Black grew out of its deathlike connotations and into the world of chic in the twentieth century. What started with Coco Chanel’s little black dress grew into a movement through the post–World War II period in Europe. In the late 1940s, clothes were sometimes scarce as Europe recovered from the war, so people wore what they had regardless of whether the color was en vogue yet.
Additionally, the Existentialist movement was attracted to black, using the color to symbolize the intellectual life (Audrey Hepburn does a fantastic spoof of the black-clad Existentialists in the movie Funny Face!) Some fashion historians theorize that Existentialism is how black got its “cool” connotation. To this day, of course, it is seen as rebellious and sophisticated.
(A woman wears black pants and a dark sweater while dancing in the 1940s.)
(Audrey Hepburn’s character, Jo Stockton, wears black to meet her favorite “Empathicalist” philosopher in Paris.)
Many people have theories about that dusty rose color that’s been ubiquitous in fashion and design for the last several years. A more muted shade than the bubblegum pink popular during the early 2000s, some think that it is an answer to the 2008 recession, that millennial pink is a pink without the vibrancy, a pink that’s been subdued by experience. Others point to the rise of minimalism in design, especially in tech, as the start of the millennial pink craze, which Pantone named a joint “color of the year” in 2016 (although they called it “rose quartz”). It may be a reaction to changing social norms, or related to millennials’ nostalgia for the innocence of childhood.
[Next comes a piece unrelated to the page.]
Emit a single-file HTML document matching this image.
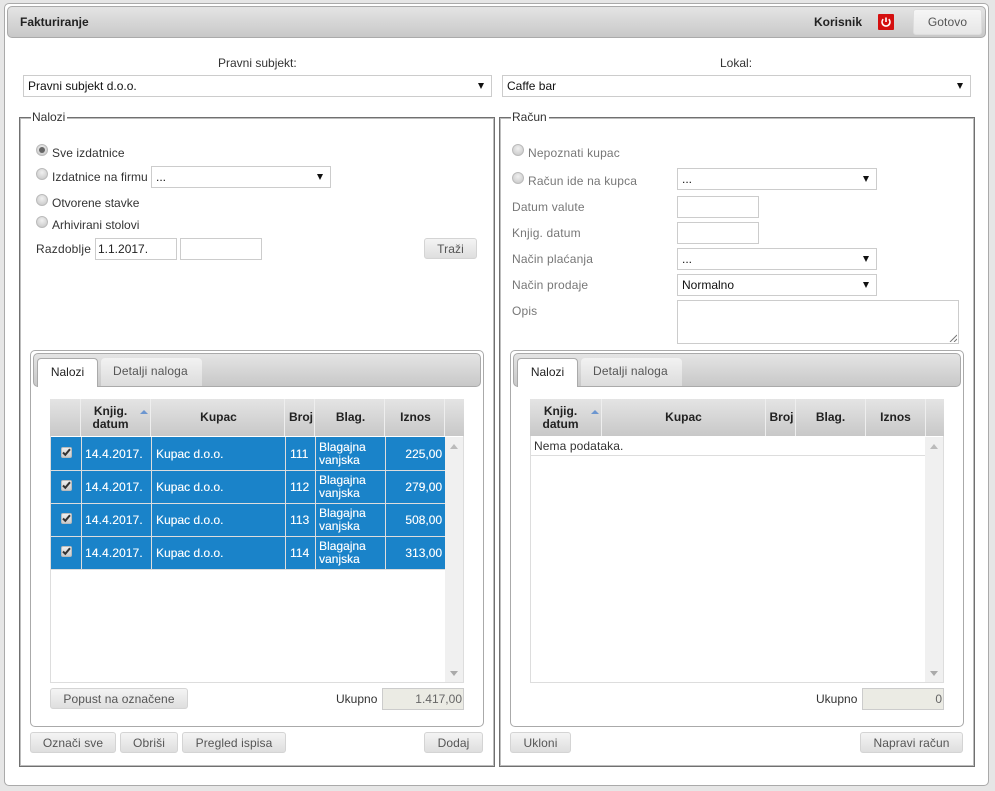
<!DOCTYPE html>
<html><head><meta charset="utf-8"><style>
html,body{margin:0;padding:0;width:995px;height:791px;overflow:hidden;background:#e6e6e6}
body{position:relative;font:12px/14px "Liberation Sans",sans-serif;color:#222}
div,span{position:absolute;box-sizing:border-box;white-space:nowrap}
.g{background:linear-gradient(#e4e4e4,#c8c8c8)}
.t{height:14px}
.gray{color:#777;letter-spacing:.17px}
.sel,.inp{background:#fff;border:1px solid #ccc;height:22px;color:#111;padding:3px 4px}
.sel::after{content:"";position:absolute;right:7px;top:7px;border:3px solid transparent;border-top:6px solid #111;border-bottom:0}
.rd{width:12px;height:12px;border-radius:50%;border:1px solid #bbb;background:radial-gradient(circle at 50% 35%,#f0f0f0,#c4c4c4)}
.rd.on::after{content:"";position:absolute;left:2px;top:2px;width:6px;height:6px;border-radius:50%;background:#666}
.btn{height:21px;border:1px solid #d4d4d4;border-radius:3px;background:linear-gradient(#f4f4f4,#dedede);color:#555;text-align:center;line-height:20px;letter-spacing:.1px}
.fs{border:1px solid #707070;box-shadow:inset 0 0 0 1px #bdbdbd;background:#fff}
.leg{background:#fff;padding:0 2px 0 1px;height:14px;color:#333}
.panel{border:1px solid #aaa;border-radius:5px;background:#fff}
.tabs{border:1px solid #aaa;border-radius:5px;background:linear-gradient(#e4e4e4,#c8c8c8)}
.tab1{background:#fff;border:1px solid #aaa;border-bottom:0;border-radius:4px 4px 0 0;color:#222;text-align:center;padding-top:6px}
.tab2{background:linear-gradient(#f2f2f2,#dcdcdc);border-radius:4px 4px 0 0;color:#555;padding:6px 0 0 12px;letter-spacing:.15px}
.th{background:linear-gradient(#e4e4e4,#c8c8c8);border-right:1px solid #eee;font-weight:bold;color:#222;text-align:center;display:flex;align-items:center;justify-content:center;white-space:normal;line-height:13px}
.sort{width:0;height:0;border:4px solid transparent;border-bottom:4px solid #6c96d0;border-top:0}
.row{background:#1a83c9;height:33px;left:51px;width:394px}
.hl{left:51px;width:394px;height:1px;background:#ddd}
.w{color:#fff;text-shadow:.3px 0 0 rgba(255,255,255,.55)}
.vl{width:1px;background:#ddd;top:0;bottom:0}
.cb{left:10px;top:10px;width:11px;height:11px;background:linear-gradient(#eee,#ccc);border:1px solid #bbb;border-radius:2px}
.cb svg{position:absolute;left:0;top:0}
.tot{background:#ebebe4;border:1px solid #ccc;height:22px;width:82px;text-align:right;color:#666;padding:3px 1px}
</style></head><body>

<div style="left:4px;top:3px;width:985px;height:783px;background:#fff;border:1px solid #aaa;border-radius:5px"></div>
<div class="g" style="left:7px;top:6px;width:979px;height:32px;border:1px solid #aaa;border-radius:5px"></div>
<span class="t" style="left:20px;top:15px;font-weight:bold">Fakturiranje</span>
<span class="t" style="left:814px;top:15px;font-weight:bold">Korisnik</span>
<div style="left:878px;top:14px;width:16px;height:16px;background:#d40f0f;border-radius:1px">
<svg width="16" height="16" viewBox="0 0 16 16" style="position:absolute;left:0;top:0"><path d="M5.2 5.2a4 4 0 1 0 5.6 0M8 3.5V8" fill="none" stroke="#fff" stroke-width="1.6"/></svg></div>
<div class="btn" style="left:913px;top:9px;width:69px;height:26px;line-height:24px;border-color:#ddd;background:linear-gradient(#f6f6f6,#e6e6e6)">Gotovo</div>

<span class="t" style="left:218px;top:56px;color:#333">Pravni subjekt:</span>
<div class="sel" style="left:23px;top:75px;width:469px">Pravni subjekt d.o.o.</div>
<span class="t" style="left:720px;top:56px;color:#333">Lokal:</span>
<div class="sel" style="left:502px;top:75px;width:469px">Caffe bar</div>

<div class="fs" style="left:19px;top:117px;width:476px;height:650px"></div>
<span class="leg" style="left:31px;top:110px">Nalozi</span>
<div class="fs" style="left:499px;top:117px;width:476px;height:650px"></div>
<span class="leg" style="left:511px;top:110px">Račun</span>

<!-- left form -->
<div class="rd on" style="left:36px;top:144px"></div><span class="t" style="left:52px;top:146px;color:#333;letter-spacing:.1px">Sve izdatnice</span>
<div class="rd" style="left:36px;top:168px"></div><span class="t" style="left:52px;top:170px;color:#333;letter-spacing:.06px">Izdatnice na firmu</span>
<div class="sel" style="left:151px;top:166px;width:180px">...</div>
<div class="rd" style="left:36px;top:194px"></div><span class="t" style="left:52px;top:196px;color:#333">Otvorene stavke</span>
<div class="rd" style="left:36px;top:216px"></div><span class="t" style="left:52px;top:218px;color:#333">Arhivirani stolovi</span>
<span class="t" style="left:36px;top:242px;color:#333;letter-spacing:.2px">Razdoblje</span>
<div class="inp" style="left:95px;top:238px;width:82px;padding:3px 2px;color:#222">1.1.2017.</div>
<div class="inp" style="left:180px;top:238px;width:82px"></div>
<div class="btn" style="left:424px;top:238px;width:53px">Traži</div>

<!-- right form -->
<div class="rd" style="left:512px;top:144px"></div><span class="t gray" style="left:528px;top:146px">Nepoznati kupac</span>
<div class="rd" style="left:512px;top:172px"></div><span class="t gray" style="left:528px;top:174px">Račun ide na kupca</span>
<div class="sel" style="left:677px;top:168px;width:200px">...</div>
<span class="t gray" style="left:512px;top:200px">Datum valute</span>
<div class="inp" style="left:677px;top:196px;width:82px"></div>
<span class="t gray" style="left:512px;top:226px">Knjig. datum</span>
<div class="inp" style="left:677px;top:222px;width:82px"></div>
<span class="t gray" style="left:512px;top:252px">Način plaćanja</span>
<div class="sel" style="left:677px;top:248px;width:200px">...</div>
<span class="t gray" style="left:512px;top:278px">Način prodaje</span>
<div class="sel" style="left:677px;top:274px;width:200px">Normalno</div>
<span class="t gray" style="left:512px;top:304px">Opis</span>
<div class="inp" style="left:677px;top:300px;width:282px;height:44px">
<svg width="8" height="8" style="position:absolute;right:1px;bottom:1px"><path d="M1 8L8 1M5 8L8 5" stroke="#777" fill="none"/></svg></div>

<!-- left panel -->
<div class="panel" style="left:30px;top:350px;width:454px;height:377px"></div>
<div class="tabs" style="left:33px;top:353px;width:448px;height:34px"></div>
<div class="tab1" style="left:37px;top:358px;width:61px;height:29px">Nalozi</div>
<div class="tab2" style="left:101px;top:358px;width:101px;height:28px">Detalji naloga</div>

<div style="left:50px;top:399px;width:414px;height:284px;border:1px solid #ddd;border-top:0;background:#fff"></div>
<div class="th" style="left:50px;top:399px;width:31px;height:37px"></div>
<div class="th" style="left:81px;top:399px;width:70px;height:37px;padding-right:10px">Knjig.<br>datum</div>
<div class="sort" style="left:140px;top:410px"></div>
<div class="th" style="left:151px;top:399px;width:134px;height:37px;padding-left:2px">Kupac</div>
<div class="th" style="left:285px;top:399px;width:30px;height:37px;padding-left:3px">Broj</div>
<div class="th" style="left:315px;top:399px;width:70px;height:37px;padding-left:2px">Blag.</div>
<div class="th" style="left:385px;top:399px;width:60px;height:37px;padding-left:2px">Iznos</div>
<div class="th" style="left:445px;top:399px;width:19px;height:37px;border:0"></div>
<div style="left:445px;top:437px;width:18px;height:245px;background:#f0f0f0"></div>
<div style="left:450px;top:444px;border:4px solid transparent;border-bottom:5px solid #bbb;border-top:0"></div>
<div style="left:450px;top:671px;border:4px solid transparent;border-top:5px solid #aaa;border-bottom:0"></div>

<div class="row" style="top:437px"><div class="cb"><svg width="9" height="9"><path d="M1 4.5l2.3 2.3L8 1.2" stroke="#333" stroke-width="2" fill="none"/></svg></div><div class="vl" style="left:30px"></div><div class="vl" style="left:100px"></div><div class="vl" style="left:234px"></div><div class="vl" style="left:264px"></div><div class="vl" style="left:334px"></div><span class="w" style="left:34px;top:10px;letter-spacing:.1px">14.4.2017.</span><span class="w" style="left:105px;top:10px">Kupac d.o.o.</span><span class="w" style="left:239px;top:10px">111</span><span class="w" style="left:268px;top:4px;line-height:13px">Blagajna<br>vanjska</span><span class="w" style="right:3px;top:10px">225,00</span></div>
<div class="row" style="top:470px"><div class="cb"><svg width="9" height="9"><path d="M1 4.5l2.3 2.3L8 1.2" stroke="#333" stroke-width="2" fill="none"/></svg></div><div class="vl" style="left:30px"></div><div class="vl" style="left:100px"></div><div class="vl" style="left:234px"></div><div class="vl" style="left:264px"></div><div class="vl" style="left:334px"></div><span class="w" style="left:34px;top:10px;letter-spacing:.1px">14.4.2017.</span><span class="w" style="left:105px;top:10px">Kupac d.o.o.</span><span class="w" style="left:239px;top:10px">112</span><span class="w" style="left:268px;top:4px;line-height:13px">Blagajna<br>vanjska</span><span class="w" style="right:3px;top:10px">279,00</span></div>
<div class="row" style="top:503px"><div class="cb"><svg width="9" height="9"><path d="M1 4.5l2.3 2.3L8 1.2" stroke="#333" stroke-width="2" fill="none"/></svg></div><div class="vl" style="left:30px"></div><div class="vl" style="left:100px"></div><div class="vl" style="left:234px"></div><div class="vl" style="left:264px"></div><div class="vl" style="left:334px"></div><span class="w" style="left:34px;top:10px;letter-spacing:.1px">14.4.2017.</span><span class="w" style="left:105px;top:10px">Kupac d.o.o.</span><span class="w" style="left:239px;top:10px">113</span><span class="w" style="left:268px;top:4px;line-height:13px">Blagajna<br>vanjska</span><span class="w" style="right:3px;top:10px">508,00</span></div>
<div class="row" style="top:536px"><div class="cb"><svg width="9" height="9"><path d="M1 4.5l2.3 2.3L8 1.2" stroke="#333" stroke-width="2" fill="none"/></svg></div><div class="vl" style="left:30px"></div><div class="vl" style="left:100px"></div><div class="vl" style="left:234px"></div><div class="vl" style="left:264px"></div><div class="vl" style="left:334px"></div><span class="w" style="left:34px;top:10px;letter-spacing:.1px">14.4.2017.</span><span class="w" style="left:105px;top:10px">Kupac d.o.o.</span><span class="w" style="left:239px;top:10px">114</span><span class="w" style="left:268px;top:4px;line-height:13px">Blagajna<br>vanjska</span><span class="w" style="right:3px;top:10px">313,00</span></div>
<div class="hl" style="top:470px"></div>
<div class="hl" style="top:503px"></div>
<div class="hl" style="top:536px"></div>
<div class="hl" style="top:569px"></div>

<div class="btn" style="left:50px;top:688px;width:138px">Popust na označene</div>
<span class="t" style="left:336px;top:692px;color:#333">Ukupno</span>
<div class="tot" style="left:382px;top:688px">1.417,00</div>

<div class="btn" style="left:30px;top:732px;width:86px">Označi sve</div>
<div class="btn" style="left:120px;top:732px;width:58px">Obriši</div>
<div class="btn" style="left:182px;top:732px;width:104px">Pregled ispisa</div>
<div class="btn" style="left:424px;top:732px;width:59px">Dodaj</div>

<!-- right panel -->
<div class="panel" style="left:510px;top:350px;width:454px;height:377px"></div>
<div class="tabs" style="left:513px;top:353px;width:448px;height:34px"></div>
<div class="tab1" style="left:517px;top:358px;width:61px;height:29px">Nalozi</div>
<div class="tab2" style="left:581px;top:358px;width:101px;height:28px">Detalji naloga</div>

<div style="left:530px;top:399px;width:414px;height:284px;border:1px solid #ddd;border-top:0;background:#fff"></div>
<div class="th" style="left:530px;top:399px;width:72px;height:37px;padding-right:10px">Knjig.<br>datum</div>
<div class="sort" style="left:591px;top:410px"></div>
<div class="th" style="left:602px;top:399px;width:164px;height:37px">Kupac</div>
<div class="th" style="left:766px;top:399px;width:30px;height:37px;padding-left:2px">Broj</div>
<div class="th" style="left:796px;top:399px;width:70px;height:37px">Blag.</div>
<div class="th" style="left:866px;top:399px;width:60px;height:37px">Iznos</div>
<div class="th" style="left:926px;top:399px;width:18px;height:37px;border:0"></div>
<div style="left:925px;top:437px;width:18px;height:245px;background:#f0f0f0"></div>
<div style="left:930px;top:444px;border:4px solid transparent;border-bottom:5px solid #bbb;border-top:0"></div>
<div style="left:930px;top:671px;border:4px solid transparent;border-top:5px solid #aaa;border-bottom:0"></div>
<span class="t" style="left:534px;top:439px;color:#333;letter-spacing:.1px">Nema podataka.</span>
<div style="left:531px;top:455px;width:394px;height:1px;background:#ddd"></div>

<span class="t" style="left:816px;top:692px;color:#333">Ukupno</span>
<div class="tot" style="left:862px;top:688px">0</div>

<div class="btn" style="left:510px;top:732px;width:61px">Ukloni</div>
<div class="btn" style="left:860px;top:732px;width:103px">Napravi račun</div>

</body></html>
Society and color continually influence each other. Sometimes societies associate feelings and ethics with certain colors, which then makes those colors more or less popular. But colors can also affect peoples’ emotions and change how they perceive people and products. Throughout history, people have—sometimes unwittingly—used colors to represent their values and ideals. Considering the political upheaval that may define the last decade, it will be interesting to see what colors society collectively turns toward to express ideas and goals in the next few decades.